_Dataset excerpt_.
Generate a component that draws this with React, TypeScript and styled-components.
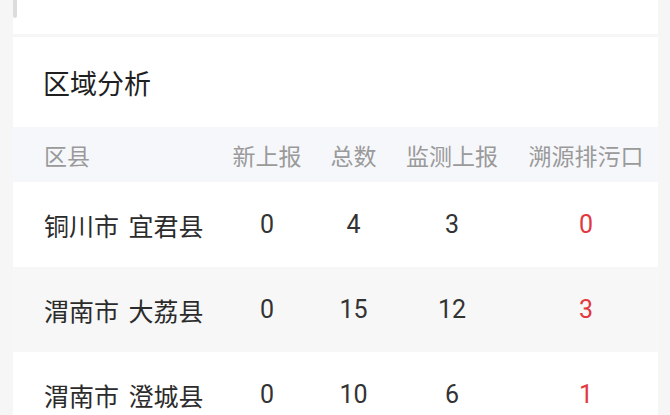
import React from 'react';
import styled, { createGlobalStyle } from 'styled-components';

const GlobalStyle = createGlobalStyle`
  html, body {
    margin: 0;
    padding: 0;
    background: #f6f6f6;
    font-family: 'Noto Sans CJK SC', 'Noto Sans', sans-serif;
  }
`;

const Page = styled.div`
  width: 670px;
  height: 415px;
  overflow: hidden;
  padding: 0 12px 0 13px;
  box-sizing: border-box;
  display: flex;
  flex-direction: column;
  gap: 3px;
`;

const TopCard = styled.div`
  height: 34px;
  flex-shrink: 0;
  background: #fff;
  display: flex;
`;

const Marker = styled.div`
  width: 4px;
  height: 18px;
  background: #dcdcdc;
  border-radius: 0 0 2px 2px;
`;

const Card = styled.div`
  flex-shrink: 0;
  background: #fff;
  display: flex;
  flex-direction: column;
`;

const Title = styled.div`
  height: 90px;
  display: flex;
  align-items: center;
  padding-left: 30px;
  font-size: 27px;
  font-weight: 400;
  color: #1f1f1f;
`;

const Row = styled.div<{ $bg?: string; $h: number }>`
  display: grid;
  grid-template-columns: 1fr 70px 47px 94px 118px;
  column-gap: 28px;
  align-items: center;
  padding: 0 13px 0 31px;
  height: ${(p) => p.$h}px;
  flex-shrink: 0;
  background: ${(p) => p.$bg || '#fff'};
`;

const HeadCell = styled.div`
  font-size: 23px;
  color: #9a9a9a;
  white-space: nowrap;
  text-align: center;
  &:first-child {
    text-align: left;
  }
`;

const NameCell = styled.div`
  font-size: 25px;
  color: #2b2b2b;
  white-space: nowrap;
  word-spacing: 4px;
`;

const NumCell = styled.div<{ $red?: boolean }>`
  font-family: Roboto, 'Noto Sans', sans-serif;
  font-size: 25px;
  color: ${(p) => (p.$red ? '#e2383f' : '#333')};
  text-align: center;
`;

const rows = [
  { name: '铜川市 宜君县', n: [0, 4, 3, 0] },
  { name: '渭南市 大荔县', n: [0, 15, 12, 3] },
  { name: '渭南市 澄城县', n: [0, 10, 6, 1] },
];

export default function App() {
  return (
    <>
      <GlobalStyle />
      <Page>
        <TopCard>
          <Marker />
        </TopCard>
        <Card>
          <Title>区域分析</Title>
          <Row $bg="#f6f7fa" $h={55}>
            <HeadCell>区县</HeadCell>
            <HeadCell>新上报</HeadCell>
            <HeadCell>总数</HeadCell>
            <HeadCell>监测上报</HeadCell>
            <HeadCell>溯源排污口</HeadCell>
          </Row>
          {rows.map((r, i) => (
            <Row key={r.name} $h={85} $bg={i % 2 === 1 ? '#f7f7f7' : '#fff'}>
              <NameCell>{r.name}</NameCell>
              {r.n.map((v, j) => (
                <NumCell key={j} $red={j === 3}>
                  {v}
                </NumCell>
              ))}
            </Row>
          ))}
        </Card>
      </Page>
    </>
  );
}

_What is asked_.
Exclude every picture and copy the remaining data exactly.

_Output of the task_.
Generate a component that draws this with React, TypeScript and styled-components.
import React from 'react';
import styled, { createGlobalStyle } from 'styled-components';

const GlobalStyle = createGlobalStyle`
  html, body {
    margin: 0;
    padding: 0;
    background: #f6f6f6;
    font-family: 'Noto Sans CJK SC', 'Noto Sans', sans-serif;
  }
`;

const Page = styled.div`
  width: 670px;
  height: 415px;
  overflow: hidden;
  padding: 0 12px 0 13px;
  box-sizing: border-box;
  display: flex;
  flex-direction: column;
  gap: 3px;
`;

const TopCard = styled.div`
  height: 34px;
  flex-shrink: 0;
  background: #fff;
  display: flex;
`;

const Marker = styled.div`
  width: 4px;
  height: 18px;
  background: #dcdcdc;
  border-radius: 0 0 2px 2px;
`;

const Card = styled.div`
  flex-shrink: 0;
  background: #fff;
  display: flex;
  flex-direction: column;
`;

const Title = styled.div`
  height: 90px;
  display: flex;
  align-items: center;
  padding-left: 30px;
  font-size: 27px;
  font-weight: 400;
  color: #1f1f1f;
`;

const Row = styled.div<{ $bg?: string; $h: number }>`
  display: grid;
  grid-template-columns: 1fr 70px 47px 94px 118px;
  column-gap: 28px;
  align-items: center;
  padding: 0 13px 0 31px;
  height: ${(p) => p.$h}px;
  flex-shrink: 0;
  background: ${(p) => p.$bg || '#fff'};
`;

const HeadCell = styled.div`
  font-size: 23px;
  color: #9a9a9a;
  white-space: nowrap;
  text-align: center;
  &:first-child {
    text-align: left;
  }
`;

const NameCell = styled.div`
  font-size: 25px;
  color: #2b2b2b;
  white-space: nowrap;
  word-spacing: 4px;
`;

const NumCell = styled.div<{ $red?: boolean }>`
  font-family: Roboto, 'Noto Sans', sans-serif;
  font-size: 25px;
  color: ${(p) => (p.$red ? '#e2383f' : '#333')};
  text-align: center;
`;

const rows = [
  { name: '铜川市 宜君县', n: [0, 4, 3, 0] },
  { name: '渭南市 大荔县', n: [0, 15, 12, 3] },
  { name: '渭南市 澄城县', n: [0, 10, 6, 1] },
];

export default function App() {
  return (
    <>
      <GlobalStyle />
      <Page>
        <TopCard>
          <Marker />
        </TopCard>
        <Card>
          <Title>区域分析</Title>
          <Row $bg="#f6f7fa" $h={55}>
            <HeadCell>区县</HeadCell>
            <HeadCell>新上报</HeadCell>
            <HeadCell>总数</HeadCell>
            <HeadCell>监测上报</HeadCell>
            <HeadCell>溯源排污口</HeadCell>
          </Row>
          {rows.map((r, i) => (
            <Row key={r.name} $h={85} $bg={i % 2 === 1 ? '#f7f7f7' : '#fff'}>
              <NameCell>{r.name}</NameCell>
              {r.n.map((v, j) => (
                <NumCell key={j} $red={j === 3}>
                  {v}
                </NumCell>
              ))}
            </Row>
          ))}
        </Card>
      </Page>
    </>
  );
}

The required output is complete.